FAQ: Solving a Simple Spring Problem: Understanding the Energy Principal

What is a simple spring problem?

A simple spring problem is a physics problem that involves a mass attached to a spring, where the mass is either stretched or compressed from its equilibrium position and then released. The motion of the mass is then described using equations of motion and the properties of the spring.

What is Hooke's Law and how is it related to simple spring problems?

Hooke's Law states that the force exerted by a spring is directly proportional to the amount of stretch or compression of the spring. This means that for a simple spring problem, the force exerted by the spring on the mass is directly related to the displacement of the mass from its equilibrium position.

What are the equations used to solve a simple spring problem?

The equations used to solve a simple spring problem are Newton's Second Law (F=ma) and Hooke's Law (F=-kx), where F is the force exerted by the spring, m is the mass of the object, a is the acceleration of the object, k is the spring constant, and x is the displacement of the object from its equilibrium position.

How do you determine the period and frequency of a simple spring's motion?
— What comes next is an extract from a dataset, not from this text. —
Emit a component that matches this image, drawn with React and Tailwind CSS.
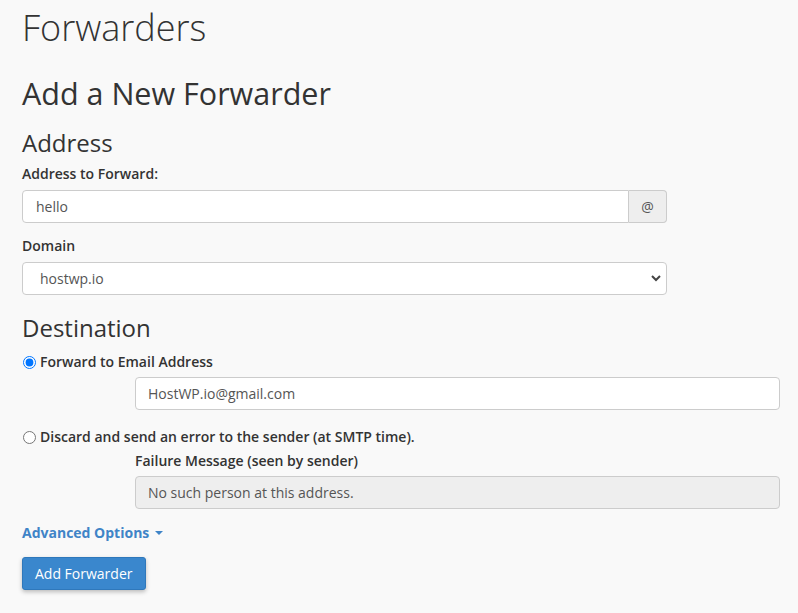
import React, { useState } from 'react';

const App = () => {
    const [dest, setDest] = useState('fwd');

    return (
        <div className="min-h-[613px] bg-[#f9f9f9] text-[#333] font-['Open_Sans',sans-serif] pl-[22px] pr-[18px] pt-[4px]">
            <h1 className="text-[36px] font-light leading-[48px] text-[#333]">Forwarders</h1>

            <h2 className="text-[30.5px] font-normal leading-[36px] mt-[23px]">Add a New Forwarder</h2>

            <h3 className="text-[24px] leading-[30px] mt-[17px]">Address</h3>

            <div className="w-[645px]">
                <label className="block text-[14px] font-semibold leading-[20px] mt-[6px]">Address to Forward:</label>
                <div className="flex mt-[6px] h-[33px]">
                    <input
                        type="text"
                        defaultValue="hello"
                        className="flex-1 border border-[#ccc] rounded-l-[4px] bg-white px-[13px] text-[14px] text-[#555] outline-none"
                    />
                    <span className="w-[38px] flex items-center justify-center border border-l-0 border-[#ccc] rounded-r-[4px] bg-[#eee] text-[14px] text-[#555]">@</span>
                </div>

                <label className="block text-[14px] font-semibold leading-[20px] mt-[13px]">Domain</label>
                <div className="relative mt-[6px] h-[33px]">
                    <select className="w-full h-full appearance-none border border-[#ccc] rounded-[4px] bg-white pl-[17px] text-[14px] text-[#555] outline-none">
                        <option>hostwp.io</option>
                    </select>
                    <svg className="absolute right-[6px] top-[12px] pointer-events-none" width="10" height="8" viewBox="0 0 10 8">
                        <path d="M1 2 L5 6 L9 2" stroke="#444" strokeWidth="2" fill="none" />
                    </svg>
                </div>
            </div>

            <h3 className="text-[24px] leading-[30px] mt-[18px]">Destination</h3>

            <label className="flex items-center mt-[9px] text-[14px] font-semibold leading-[20px] w-fit">
                <input
                    type="radio"
                    name="dest"
                    checked={dest === 'fwd'}
                    onChange={() => setDest('fwd')}
                    className="w-[13px] h-[13px] mr-[4px] ml-[1px] accent-[#0075ff]"
                />
                Forward to Email Address
            </label>
            <div className="pl-[113px] mt-[5px]">
                <input
                    type="text"
                    defaultValue="HostWP.io@gmail.com"
                    className="w-full h-[33px] border border-[#ccc] rounded-[4px] bg-white px-[12px] text-[14px] text-[#555] outline-none"
                />
            </div>

            <label className="flex items-center mt-[17px] text-[14px] font-semibold leading-[20px] w-fit">
                <input
                    type="radio"
                    name="dest"
                    checked={dest === 'fail'}
                    onChange={() => setDest('fail')}
                    className="w-[13px] h-[13px] mr-[4px] ml-[1px]"
                />
                Discard and send an error to the sender (at SMTP time).
            </label>
            <div className="pl-[113px]">
                <label className="block text-[14px] font-semibold leading-[20px] mt-[4px]">Failure Message (seen by sender)</label>
                <input
                    type="text"
                    disabled
                    defaultValue="No such person at this address."
                    className="w-full h-[33px] mt-[5px] border border-[#ccc] rounded-[4px] bg-[#eee] px-[12px] text-[14px] text-[#555] outline-none"
                />
            </div>

            <a href="#" className="inline-flex items-center mt-[14px] text-[14px] font-bold text-[#3f84c7] leading-[20px]">
                Advanced Options
                <svg className="ml-[6px]" width="8" height="5" viewBox="0 0 8 5">
                    <path d="M0 0 L8 0 L4 4 Z" fill="#3f84c7" />
                </svg>
            </a>

            <div className="mt-[13px]">
                <button className="h-[33px] px-[12px] rounded-[3px] bg-[#3a87cd] border border-[#2f78bb] text-white text-[14px] shadow-[0_2px_4px_rgba(0,0,0,0.25)]">
                    Add Forwarder
                </button>
            </div>
        </div>
    );
};

export default App;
The period of a simple spring's motion is the time it takes for one complete cycle of motion, while the frequency is the number of cycles per second. To determine the period and frequency, you can use the equation T=2π√(m/k), where T is the period, m is the mass, and k is the spring constant.

Can a simple spring problem be solved using calculus?

Yes, a simple spring problem can be solved using calculus. The displacement, velocity, and acceleration of the mass can be described using differential equations, and these can be solved using calculus techniques such as integration and differentiation.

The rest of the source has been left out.